Most DFIs struggle to provide financing for transactions lower than $5 million, in large part due to the high transaction costs of doing business with a DFI (e.g. legal fees; environmental, social and governance [ESG] requirements, etc.). There also are great inefficiencies in having DFIs lend directly to micro-businesses.

4. Supporting the development of local capital markets.

Local PDBs can help mobilize the vast pools of local private capital, supporting the development of domestic capital and sustainable finance markets more broadly. Working through local PDBs is key to bringing down the local cost of capital and reducing foreign exchange risk.

5. Accessing and de-risking bankable pipelines.

DFIs struggle to find bankable investment projects, especially in infrastructure. Many local PDBs play a key role in identifying and developing bankable projects and working with local government to shape policy and regulatory frameworks which are conducive to private investment, thus de-risking projects.
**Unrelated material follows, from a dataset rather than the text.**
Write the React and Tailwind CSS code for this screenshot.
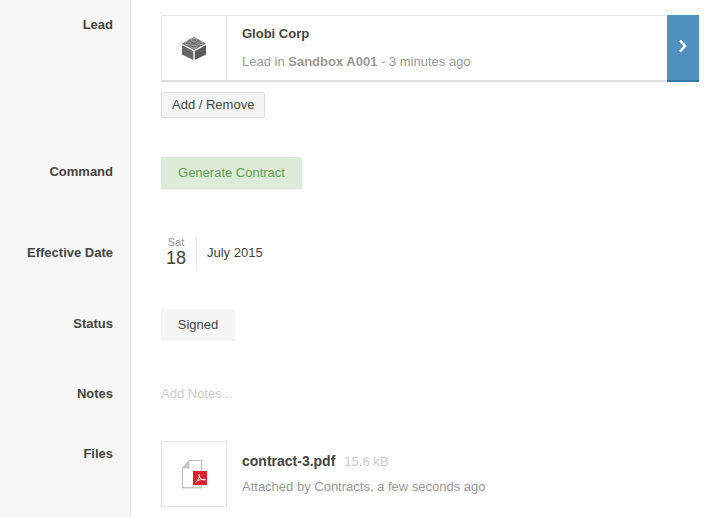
function Row({ label, labelTop, top, children, className = "" }) {
  return (
    <div className="flex">
      <div
        className="w-[131px] shrink-0 bg-[#f7f7f7] border-r border-[#e6e6e6] pr-[17px] text-right text-[13px] leading-[18px] font-bold text-[#444]"
        style={{ paddingTop: labelTop }}
      >
        {label}
      </div>
      <div className={"flex-1 pl-[30px] pr-[27px] " + className} style={{ paddingTop: top }}>
        {children}
      </div>
    </div>
  );
}

function Stud({ cx, cy }) {
  return <ellipse cx={cx} cy={cy} rx="3" ry="1.500" fill="#6e6e6e" stroke="#c4c4c4" strokeWidth="0.700" />;
}

function LegoIcon() {
  return (
    <svg width="24" height="23" viewBox="0 0 24 23">
      {/* top face */}
      <path d="M12 0 24 6.500 12 13 0 6.500z" fill="#6e6e6e" />
      <Stud cx="12" cy="3" />
      <Stud cx="6" cy="6.300" />
      <Stud cx="18" cy="6.300" />
      <Stud cx="12" cy="9.600" />
      {/* side faces */}
      <path d="M0 8 11.300 14.200V23L0 17.500z" fill="#666" />
      <path d="M24 8 12.700 14.200V23L24 17.500z" fill="#5c5c5c" />
    </svg>
  );
}

function PdfIcon() {
  return (
    <svg width="26" height="30" viewBox="0 0 26 30">
      <path d="M1.500 9 8 1.500h12.500v27h-19z" fill="#fff" stroke="#bdbdbd" strokeWidth="1" />
      <path d="M1 9.500 8.500 1v8.500z" fill="#c6c6c6" />
      <path d="M1 28h20v1.500H1z" fill="#c8c8c8" />
      <rect x="12" y="12" width="14" height="14" fill="#e2202c" />
      <path
        d="M14.500 23.500c1.800-1 3.300-3.400 4.200-7.300.2-.9-.8-1-.8 0 0 2.200 2 4.500 5.800 4.900.9.100.9-.8 0-.8-3-.1-6 .6-8.300 2.100"
        fill="none"
        stroke="#fff"
        strokeWidth="1"
      />
    </svg>
  );
}

export default function App() {
  return (
    <div className="w-[726px] h-[517px] overflow-hidden bg-white font-['Liberation_Sans',Arial,sans-serif] text-[13px] text-[#444]">
      {/* Lead */}
      <Row label="Lead" labelTop={16} top={15}>
        <div className="flex h-[67px] border border-[#e8e8e8] border-b-2 border-b-[#dddddd]">
          <div className="w-[65px] flex items-center justify-center border-r border-[#e8e8e8]">
            <LegoIcon />
          </div>
          <div className="flex-1 pl-[15px]">
            <div className="mt-[9px] font-bold leading-[18px]">Globi Corp</div>
            <div className="mt-[10px] leading-[18px] text-[#999]">
              Lead in <b>Sandbox A001</b> - 3 minutes ago
            </div>
          </div>
          <div className="w-[32px] -my-px -mr-px -mb-[2px] pb-[3px] flex items-center justify-center bg-[#5091bf] border-b-2 border-[#3878a4]">
            <svg width="10" height="14" viewBox="0 0 10 14">
              <path d="M2 1.500 7 7l-5 5.500" fill="none" stroke="#fff" strokeWidth="2.600" />
            </svg>
          </div>
        </div>
        <button className="block mt-[10px] h-[26px] px-[10px] bg-[#f5f5f5] border border-[#dddddd] rounded-[2px] text-[13px] text-[#444]">
          Add / Remove
        </button>
      </Row>

      {/* Command */}
      <Row label="Command" labelTop={45} top={39}>
        <button className="block h-[32px] w-[141px] bg-[#ddebd9] text-[13px] text-[#5f9e55]">
          Generate Contract
        </button>
      </Row>

      {/* Effective Date */}
      <Row label="Effective Date" labelTop={55} top={48}>
        <div className="flex h-[33px]">
          <div className="w-[30px] text-center mr-[5px]">
            <div className="text-[11px] leading-[11px] text-[#999]">Sat</div>
            <div className="text-[18px] leading-[21px] text-[#444]">18</div>
          </div>
          <div className="border-l border-[#e8e8e8] pl-[10px] pt-[7px] leading-[18px]">July 2015</div>
        </div>
      </Row>

      {/* Status */}
      <Row label="Status" labelTop={45} top={39}>
        <div className="w-[74px] h-[32px] bg-[#f5f5f5] flex items-center justify-center">Signed</div>
      </Row>

      {/* Notes */}
      <Row label="Notes" labelTop={44} top={44}>
        <div className="leading-[18px] text-[#ccc]">Add Notes...</div>
      </Row>

      {/* Files */}
      <Row label="Files" labelTop={42} top={38} className="pb-[10px]">
        <div className="flex">
          <div className="w-[66px] h-[66px] border border-[#e6e6e6] flex items-center justify-center">
            <PdfIcon />
          </div>
          <div className="pl-[15px]">
            <div className="mt-[10px] leading-[20px]">
              <span className="text-[14px] font-bold">contract-3.pdf</span>
              <span className="ml-[9px] text-[#ccc]">15.6 kB</span>
            </div>
            <div className="mt-[6px] leading-[18px] text-[#999]">Attached by Contracts, a few seconds ago</div>
          </div>
        </div>
      </Row>
    </div>
  );
}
DFIs must be allowed and encouraged to engage with national PDBs

A major challenge in advancing these kinds of partnerships is the fact that most national PDBs are sovereign-owned; consequently, many DFIs are not authorized or choose not to lend to such entities. DFI shareholders must reverse this practice. For their part, DFIs must subsequently invest in technical assistance to help PDBs build their underwriting capacity, where appropriate, and to incentivize strong PDB development impact measurement and reporting. It is also imperative that the cost of the DFI capital invested in or lent to national PDBs be kept down so as not to significantly increase the cost of borrowing for local businesses.

The FICS Summit presents an opportunity to hold these frank conversations on how DFIs can truly move the needle in catalyzing investment in the Global South. Although getting it right will cost some money (in the form of ODA resources), using this finance more aggressively to facilitate blended and concessional financing can eventually help put development banks and agencies out of business.